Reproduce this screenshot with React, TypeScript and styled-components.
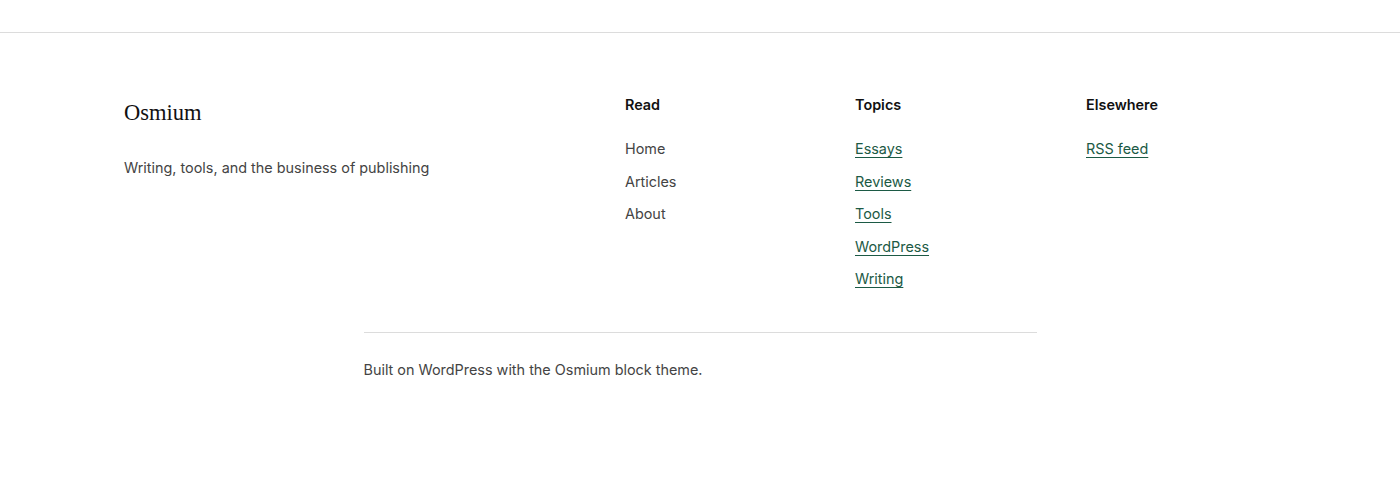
* * *
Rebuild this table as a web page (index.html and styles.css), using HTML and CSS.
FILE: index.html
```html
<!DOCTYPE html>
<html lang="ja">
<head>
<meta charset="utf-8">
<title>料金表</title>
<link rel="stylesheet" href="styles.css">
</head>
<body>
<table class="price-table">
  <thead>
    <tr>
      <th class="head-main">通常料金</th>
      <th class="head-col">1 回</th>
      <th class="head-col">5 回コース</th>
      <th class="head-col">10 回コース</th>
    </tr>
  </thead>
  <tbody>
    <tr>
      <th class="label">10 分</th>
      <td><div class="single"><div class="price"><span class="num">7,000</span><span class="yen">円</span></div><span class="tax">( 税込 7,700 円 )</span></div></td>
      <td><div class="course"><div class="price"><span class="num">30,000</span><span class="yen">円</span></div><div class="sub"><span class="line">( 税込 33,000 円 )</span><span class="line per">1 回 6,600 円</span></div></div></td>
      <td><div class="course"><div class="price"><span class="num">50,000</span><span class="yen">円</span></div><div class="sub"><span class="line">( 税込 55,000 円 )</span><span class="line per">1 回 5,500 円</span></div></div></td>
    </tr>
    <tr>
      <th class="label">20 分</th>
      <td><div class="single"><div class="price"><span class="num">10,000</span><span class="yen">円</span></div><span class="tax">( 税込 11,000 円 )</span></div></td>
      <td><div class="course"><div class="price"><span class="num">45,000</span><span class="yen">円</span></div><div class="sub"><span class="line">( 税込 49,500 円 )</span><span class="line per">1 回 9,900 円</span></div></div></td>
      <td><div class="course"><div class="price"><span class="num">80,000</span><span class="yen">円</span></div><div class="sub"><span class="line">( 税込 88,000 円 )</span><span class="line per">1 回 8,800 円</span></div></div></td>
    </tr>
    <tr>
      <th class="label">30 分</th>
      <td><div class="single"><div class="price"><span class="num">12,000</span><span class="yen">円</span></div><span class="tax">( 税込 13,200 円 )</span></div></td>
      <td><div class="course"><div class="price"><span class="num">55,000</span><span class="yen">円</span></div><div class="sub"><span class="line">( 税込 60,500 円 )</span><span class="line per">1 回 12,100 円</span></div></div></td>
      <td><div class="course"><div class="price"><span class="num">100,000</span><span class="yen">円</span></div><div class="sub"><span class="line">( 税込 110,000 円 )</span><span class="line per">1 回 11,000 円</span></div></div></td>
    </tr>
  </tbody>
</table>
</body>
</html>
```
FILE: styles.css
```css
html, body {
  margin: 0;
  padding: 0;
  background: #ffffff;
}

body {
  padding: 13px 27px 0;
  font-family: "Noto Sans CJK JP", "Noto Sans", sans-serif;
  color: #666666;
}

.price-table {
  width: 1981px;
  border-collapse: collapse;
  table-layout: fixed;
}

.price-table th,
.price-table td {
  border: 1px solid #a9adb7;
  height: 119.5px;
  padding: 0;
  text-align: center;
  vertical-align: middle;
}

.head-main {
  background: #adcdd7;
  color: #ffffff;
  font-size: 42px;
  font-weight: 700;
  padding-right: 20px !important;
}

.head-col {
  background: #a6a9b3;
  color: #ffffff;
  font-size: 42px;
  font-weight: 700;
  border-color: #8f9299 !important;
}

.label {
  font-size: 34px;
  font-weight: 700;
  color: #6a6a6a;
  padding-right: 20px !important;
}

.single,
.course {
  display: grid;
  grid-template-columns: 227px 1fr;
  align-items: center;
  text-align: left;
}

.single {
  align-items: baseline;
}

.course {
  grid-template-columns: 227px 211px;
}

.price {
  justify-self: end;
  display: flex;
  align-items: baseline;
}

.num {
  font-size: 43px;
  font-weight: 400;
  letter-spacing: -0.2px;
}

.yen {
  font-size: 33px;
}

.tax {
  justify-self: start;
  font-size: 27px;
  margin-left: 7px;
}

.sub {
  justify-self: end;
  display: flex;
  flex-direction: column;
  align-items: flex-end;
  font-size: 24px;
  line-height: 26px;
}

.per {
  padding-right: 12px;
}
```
==
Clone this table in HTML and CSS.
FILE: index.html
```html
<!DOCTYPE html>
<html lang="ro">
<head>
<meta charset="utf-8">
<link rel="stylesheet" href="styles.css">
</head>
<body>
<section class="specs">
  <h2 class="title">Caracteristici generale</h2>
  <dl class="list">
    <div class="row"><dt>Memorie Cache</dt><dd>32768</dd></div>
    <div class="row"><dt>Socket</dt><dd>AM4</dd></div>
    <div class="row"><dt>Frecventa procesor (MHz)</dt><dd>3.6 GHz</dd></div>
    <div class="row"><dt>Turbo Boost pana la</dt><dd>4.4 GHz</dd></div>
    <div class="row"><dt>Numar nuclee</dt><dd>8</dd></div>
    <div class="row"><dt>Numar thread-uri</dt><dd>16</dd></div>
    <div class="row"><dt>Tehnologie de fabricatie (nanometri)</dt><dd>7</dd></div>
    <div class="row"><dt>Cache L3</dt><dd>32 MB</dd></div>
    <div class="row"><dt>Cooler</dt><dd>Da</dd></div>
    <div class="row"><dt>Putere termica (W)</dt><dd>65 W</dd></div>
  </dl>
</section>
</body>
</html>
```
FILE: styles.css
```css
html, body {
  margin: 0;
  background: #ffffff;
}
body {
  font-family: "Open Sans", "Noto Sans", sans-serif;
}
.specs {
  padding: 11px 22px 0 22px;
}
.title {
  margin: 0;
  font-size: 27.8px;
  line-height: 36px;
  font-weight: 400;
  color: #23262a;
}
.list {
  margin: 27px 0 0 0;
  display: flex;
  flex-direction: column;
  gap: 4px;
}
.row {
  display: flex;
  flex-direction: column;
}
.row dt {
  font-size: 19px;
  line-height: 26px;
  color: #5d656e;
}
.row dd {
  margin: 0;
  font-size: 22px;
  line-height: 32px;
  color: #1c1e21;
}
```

▸ **Aim of the task**: Pull out every line of the entries that includes the word "table".

▸ **Task answer**:
Rebuild this table as a web page (index.html and styles.css), using HTML and CSS.
<table class="price-table">
</table>
.price-table {
  table-layout: fixed;
.price-table th,
.price-table td {
Clone this table in HTML and CSS.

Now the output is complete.